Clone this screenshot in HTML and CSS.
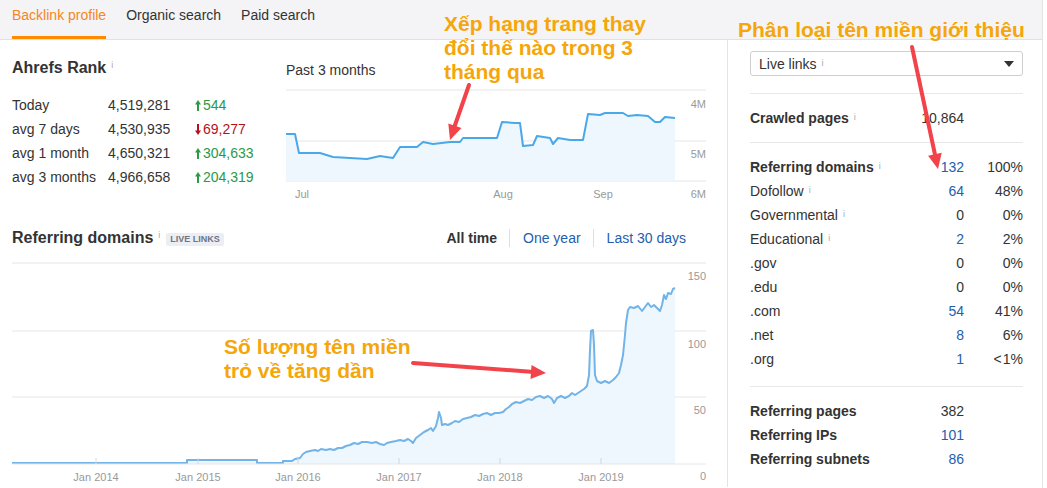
FILE: index.html
```html
<!DOCTYPE html>
<html lang="vi">
<head>
  <meta charset="UTF-8" />
  <title>Backlink profile</title>
  <meta name="viewport" content="width=device-width, initial-scale=1.0">
  <link rel="stylesheet" href="styles.css">
</head>
<body>
<div class="app">
  <div class="tabs">
    <a class="tab active">Backlink profile</a>
    <a class="tab">Organic search</a>
    <a class="tab">Paid search</a>
  </div>

  <div class="content">
    <div class="main">
      <div class="rank">
        <div class="rank-stats">
          <h2>Ahrefs Rank<span class="info">i</span></h2>
          <div class="rank-table">
            <span>Today</span><span>4,519,281</span>
            <span class="up"><svg class="arr" viewBox="0 0 6 11"><path d="M3 0 L6 4.5 L4 4.5 L4 11 L2 11 L2 4.5 L0 4.5 Z"/></svg>544</span>
            <span>avg 7 days</span><span>4,530,935</span>
            <span class="down"><svg class="arr" viewBox="0 0 6 11"><path d="M3 11 L6 6.5 L4 6.5 L4 0 L2 0 L2 6.5 L0 6.5 Z"/></svg>69,277</span>
            <span>avg 1 month</span><span>4,650,321</span>
            <span class="up"><svg class="arr" viewBox="0 0 6 11"><path d="M3 0 L6 4.5 L4 4.5 L4 11 L2 11 L2 4.5 L0 4.5 Z"/></svg>304,633</span>
            <span>avg 3 months</span><span>4,966,658</span>
            <span class="up"><svg class="arr" viewBox="0 0 6 11"><path d="M3 0 L6 4.5 L4 4.5 L4 11 L2 11 L2 4.5 L0 4.5 Z"/></svg>204,319</span>
          </div>
        </div>

        <div class="rank-chart">
          <div class="chart-label">Past 3 months</div>
          <svg class="rank-svg" width="420" height="116" viewBox="0 0 420 116">
            <line class="grid" x1="0" y1="5" x2="420" y2="5"/>
            <line class="grid" x1="0" y1="56" x2="420" y2="56"/>
            <line class="grid" x1="0" y1="96" x2="420" y2="96"/>
            <path class="area" d="M0,49 L9,49 L13,68 L34,68 L47,72 L81,74 L94,71 L107,73 L114,62 L131,62 L137,57 L147,59 L164,57 L174,57 L177,53 L211,53 L216,37 L229,38 L234,38 L237,61 L247,60 L251,51 L264,53 L267,59 L272,53 L284,55 L297,55 L302,29 L314,30 L319,28 L337,28 L342,31 L351,30 L362,31 L369,37 L374,37 L379,32 L389,33 L389,96 L0,96 Z"/>
            <path class="line" d="M0,49 L9,49 L13,68 L34,68 L47,72 L81,74 L94,71 L107,73 L114,62 L131,62 L137,57 L147,59 L164,57 L174,57 L177,53 L211,53 L216,37 L229,38 L234,38 L237,61 L247,60 L251,51 L264,53 L267,59 L272,53 L284,55 L297,55 L302,29 L314,30 L319,28 L337,28 L342,31 L351,30 L362,31 L369,37 L374,37 L379,32 L389,33"/>
            <text class="axis" x="420" y="23" text-anchor="end">4M</text>
            <text class="axis" x="420" y="73" text-anchor="end">5M</text>
            <text class="axis" x="420" y="113" text-anchor="end">6M</text>
            <text class="axis" x="16" y="113" text-anchor="middle">Jul</text>
            <text class="axis" x="217" y="113" text-anchor="middle">Aug</text>
            <text class="axis" x="317" y="113" text-anchor="middle">Sep</text>
          </svg>
        </div>
      </div>

      <div class="domains-head">
        <h2>Referring domains<span class="info">i</span><span class="badge">LIVE LINKS</span></h2>
        <div class="periods">
          <a class="period current">All time</a>
          <a class="period">One year</a>
          <a class="period">Last 30 days</a>
        </div>
      </div>

      <svg class="domains-svg" width="694" height="230" viewBox="0 0 694 230">
        <line class="grid" x1="0" y1="8" x2="694" y2="8"/>
        <line class="grid" x1="0" y1="76" x2="694" y2="76"/>
        <line class="grid" x1="0" y1="142" x2="694" y2="142"/>
        <path class="area" d="M0,208 L175,208 L175,205 L245,205 L245,208 L271,208 L271,206 L280,206 L283,204 L288,203 L291,199 L294,197 L298,196 L303,195 L306,196 L309,194 L314,195 L318,194 L322,195 L326,193 L330,193 L334,191 L338,190 L342,188 L346,189 L350,187 L355,187 L360,188 L364,187 L368,189 L372,190 L375,188 L379,187 L384,186 L388,185 L392,186 L396,184 L399,186 L401,188 L404,183 L408,180 L412,177 L416,175 L419,173 L421,176 L424,171 L426,163 L427,157 L429,163 L430,170 L433,169 L436,170 L440,168 L443,166 L447,167 L451,164 L455,163 L459,162 L463,160 L467,161 L471,159 L475,158 L479,160 L483,158 L487,158 L491,157 L494,154 L497,152 L500,149 L504,147 L508,148 L512,146 L516,144 L520,145 L524,142 L528,141 L532,143 L536,141 L540,144 L542,148 L545,143 L549,141 L553,143 L557,141 L560,138 L563,140 L566,138 L569,136 L572,134 L575,131 L577,120 L578,95 L579,76 L581,75 L582,90 L583,120 L585,126 L589,128 L593,126 L597,128 L601,125 L604,122 L607,118 L609,110 L611,100 L612,90 L613,80 L614,68 L616,55 L618,52 L622,53 L626,51 L630,56 L633,52 L636,48 L639,52 L642,50 L645,53 L648,56 L650,50 L652,40 L654,44 L656,38 L659,39 L661,34 L663,33 L663,209 L0,209 Z"/>
        <path class="line light" d="M0,208 L175,208 L175,205 L245,205 L245,208 L271,208 L271,206 L280,206 L283,204 L288,203 L291,199 L294,197 L298,196 L303,195 L306,196 L309,194 L314,195 L318,194 L322,195 L326,193 L330,193 L334,191 L338,190 L342,188 L346,189 L350,187 L355,187 L360,188 L364,187 L368,189 L372,190 L375,188 L379,187 L384,186 L388,185 L392,186 L396,184 L399,186 L401,188 L404,183 L408,180 L412,177 L416,175 L419,173 L421,176 L424,171 L426,163 L427,157 L429,163 L430,170 L433,169 L436,170 L440,168 L443,166 L447,167 L451,164 L455,163 L459,162 L463,160 L467,161 L471,159 L475,158 L479,160 L483,158 L487,158 L491,157 L494,154 L497,152 L500,149 L504,147 L508,148 L512,146 L516,144 L520,145 L524,142 L528,141 L532,143 L536,141 L540,144 L542,148 L545,143 L549,141 L553,143 L557,141 L560,138 L563,140 L566,138 L569,136 L572,134 L575,131 L577,120 L578,95 L579,76 L581,75 L582,90 L583,120 L585,126 L589,128 L593,126 L597,128 L601,125 L604,122 L607,118 L609,110 L611,100 L612,90 L613,80 L614,68 L616,55 L618,52 L622,53 L626,51 L630,56 L633,52 L636,48 L639,52 L642,50 L645,53 L648,56 L650,50 L652,40 L654,44 L656,38 L659,39 L661,34 L663,33"/>
        <line class="axis-line" x1="0" y1="209" x2="694" y2="209"/>
        <line class="tick" x1="84" y1="203" x2="84" y2="209"/>
        <line class="tick" x1="186" y1="203" x2="186" y2="209"/>
        <line class="tick" x1="286" y1="203" x2="286" y2="209"/>
        <line class="tick" x1="387" y1="203" x2="387" y2="209"/>
        <line class="tick" x1="488" y1="203" x2="488" y2="209"/>
        <line class="tick" x1="589" y1="203" x2="589" y2="209"/>
        <text class="axis" x="694" y="25" text-anchor="end">150</text>
        <text class="axis" x="694" y="93" text-anchor="end">100</text>
        <text class="axis" x="694" y="159" text-anchor="end">50</text>
        <text class="axis" x="694" y="225" text-anchor="end">0</text>
        <text class="axis" x="84" y="226" text-anchor="middle">Jan 2014</text>
        <text class="axis" x="186" y="226" text-anchor="middle">Jan 2015</text>
        <text class="axis" x="286" y="226" text-anchor="middle">Jan 2016</text>
        <text class="axis" x="387" y="226" text-anchor="middle">Jan 2017</text>
        <text class="axis" x="488" y="226" text-anchor="middle">Jan 2018</text>
        <text class="axis" x="589" y="226" text-anchor="middle">Jan 2019</text>
      </svg>
    </div>

    <div class="side">
      <div class="select">
        <span>Live links<span class="info">i</span></span>
        <span class="caret"></span>
      </div>

      <div class="stats">
        <span class="label strong">Crawled pages<span class="info">i</span></span><span class="num">10,864</span><span></span>
      </div>

      <div class="stats">
        <span class="label strong">Referring domains<span class="info">i</span></span><span class="num link">132</span><span class="pct">100%</span>
        <span class="label">Dofollow<span class="info">i</span></span><span class="num link">64</span><span class="pct">48%</span>
        <span class="label">Governmental<span class="info">i</span></span><span class="num">0</span><span class="pct">0%</span>
        <span class="label">Educational<span class="info">i</span></span><span class="num link">2</span><span class="pct">2%</span>
        <span class="label">.gov</span><span class="num">0</span><span class="pct">0%</span>
        <span class="label">.edu</span><span class="num">0</span><span class="pct">0%</span>
        <span class="label">.com</span><span class="num link">54</span><span class="pct">41%</span>
        <span class="label">.net</span><span class="num link">8</span><span class="pct">6%</span>
        <span class="label">.org</span><span class="num link">1</span><span class="pct">&lt;&#8202;1%</span>
      </div>

      <div class="stats last">
        <span class="label strong">Referring pages</span><span class="num">382</span><span></span>
        <span class="label strong">Referring IPs</span><span class="num link">101</span><span></span>
        <span class="label strong">Referring subnets</span><span class="num link">86</span><span></span>
      </div>
    </div>
  </div>

  <!-- annotations drawn on top of the screenshot -->
  <div class="note note-rank">Xếp hạng trang thay<br>đổi thế nào trong 3<br>tháng qua</div>
  <div class="note note-side">Phân loại tên miền giới thiệu</div>
  <div class="note note-domains">Số lượng tên miền<br>trỏ về tăng dần</div>

  <svg class="arrows" width="1047" height="488" viewBox="0 0 1047 488">
    <line x1="469" y1="85" x2="454" y2="128"/>
    <polygon points="450,140 461.5,128.1 448.3,123.5"/>
    <line x1="912" y1="47" x2="935.5" y2="157"/>
    <polygon points="938,169 941.7,152.8 928.1,155.8"/>
    <line x1="413" y1="363" x2="534" y2="372"/>
    <polygon points="546,373 530.5,378.9 531.5,364.9"/>
  </svg>
</div>
</body>
</html>
```

FILE: styles.css
```css
* {
  box-sizing: border-box;
}
html, body {
  margin: 0;
  height: 100%;
  overflow: hidden;
}
body {
  font-family: "Liberation Sans", Arial, sans-serif;
  font-size: 14px;
  color: #333;
  background: #fff;
}
.app {
  position: relative;
  width: 1043px;
  height: 488px;
  border-right: 1px solid #e4e4e4;
}

/* top tabs */
.tabs {
  display: flex;
  align-items: flex-end;
  gap: 20px;
  height: 40px;
  padding: 0 12px;
  background: #f4f4f6;
  border-bottom: 1px solid #e1e1e3;
}
.tab {
  padding: 6px 0 12px;
  line-height: 18px;
  border-bottom: 3px solid transparent;
  color: #333;
}
.tab.active {
  color: #f7861c;
  border-bottom-color: #ff8a00;
}

.content {
  display: flex;
  height: 447px;
}
.main {
  width: 727px;
  padding: 0 21px 0 12px;
}
.info {
  font-size: 9px;
  font-weight: normal;
  color: #a8a8a8;
  vertical-align: 3px;
  margin-left: 5px;
  line-height: 1;
}
h2 .info {
  vertical-align: 5px;
}
h2 {
  margin: 0;
  font-size: 16px;
  line-height: 18px;
  font-weight: bold;
  color: #333;
}

/* ahrefs rank */
.rank {
  display: flex;
  margin-top: 19px;
}
.rank-stats {
  width: 274px;
}
.rank-table {
  display: grid;
  grid-template-columns: 96px 87px auto;
  line-height: 24px;
  margin-top: 16px;
}
.arr {
  width: 6px;
  height: 11px;
  margin-right: 2px;
  vertical-align: -1px;
}
.up {
  color: #2a9a47;
  fill: #2a9a47;
}
.down {
  color: #b5121b;
  fill: #b5121b;
}
.rank-chart {
  width: 420px;
}
.chart-label {
  line-height: 18px;
  margin-top: 2px;
}
.rank-svg {
  display: block;
  margin-top: 6px;
}
.grid, .axis-line {
  stroke: #e6e6e6;
  stroke-width: 1;
}
.tick {
  stroke: #d8d8d8;
  stroke-width: 1;
}
.area {
  fill: #eef6fe;
}
.line {
  fill: none;
  stroke: #4aa8e8;
  stroke-width: 2;
  stroke-linejoin: round;
}
.line.light {
  stroke: #72b4e8;
}
.axis {
  font-size: 11px;
  fill: #999;
  font-family: "Liberation Sans", Arial, sans-serif;
}

/* referring domains chart */
.domains-head {
  display: flex;
  justify-content: space-between;
  align-items: center;
  margin-top: 28px;
  padding-right: 20px;
  height: 18px;
}
.badge {
  display: inline-block;
  margin-left: 6px;
  padding: 0 4px;
  height: 13px;
  line-height: 13px;
  font-size: 9px;
  font-weight: bold;
  color: #6f7585;
  background: #eceef3;
  border-radius: 2px;
  vertical-align: 1px;
}
.periods {
  display: flex;
}
.period {
  padding: 0 12px 0 13px;
  line-height: 18px;
  color: #2360ae;
  border-left: 1px solid #dedede;
}
.period.current {
  font-weight: bold;
  color: #333;
  border-left: none;
  padding-left: 0;
}
.period:last-child {
  padding-right: 0;
}
.domains-svg {
  display: block;
  margin-top: 8px;
}

/* right column */
.side {
  width: 315px;
  border-left: 1px solid #e4e4e4;
  padding: 11px 19px 0 22px;
}
.select {
  display: flex;
  justify-content: space-between;
  align-items: center;
  height: 25px;
  padding: 0 8px;
  border: 1px solid #cfcfcf;
  border-radius: 3px;
}
.caret {
  width: 0;
  height: 0;
  border-left: 5px solid transparent;
  border-right: 5px solid transparent;
  border-top: 6px solid #333;
}
.stats {
  display: grid;
  grid-template-columns: 1fr 60px 59px;
  line-height: 24px;
  border-top: 1px solid #e8e8e8;
  padding: 12px 0 12px;
}
.select + .stats {
  margin-top: 17px;
}
.stats:nth-child(3) {
  padding-bottom: 15px;
}
.stats .strong {
  font-weight: bold;
}
.num, .pct {
  text-align: right;
}
.link {
  color: #2360ae;
}

/* annotations */
.note {
  position: absolute;
  font-size: 21px;
  line-height: 24px;
  font-weight: bold;
  color: #f5a60a;
  white-space: nowrap;
}
.note-rank {
  left: 444px;
  top: 12px;
}
.note-side {
  left: 738px;
  top: 18px;
}
.note-domains {
  left: 224px;
  top: 335px;
}
.arrows {
  position: absolute;
  left: 0;
  top: 0;
  pointer-events: none;
}
.arrows line {
  stroke: #f2434a;
  stroke-width: 4;
  stroke-linecap: round;
}
.arrows polygon {
  fill: #f2434a;
}
```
* * * *
GOAL:
Say how many lines include the word "screenshot"; reply with the number alone.

CORRECT RESPONSE:
2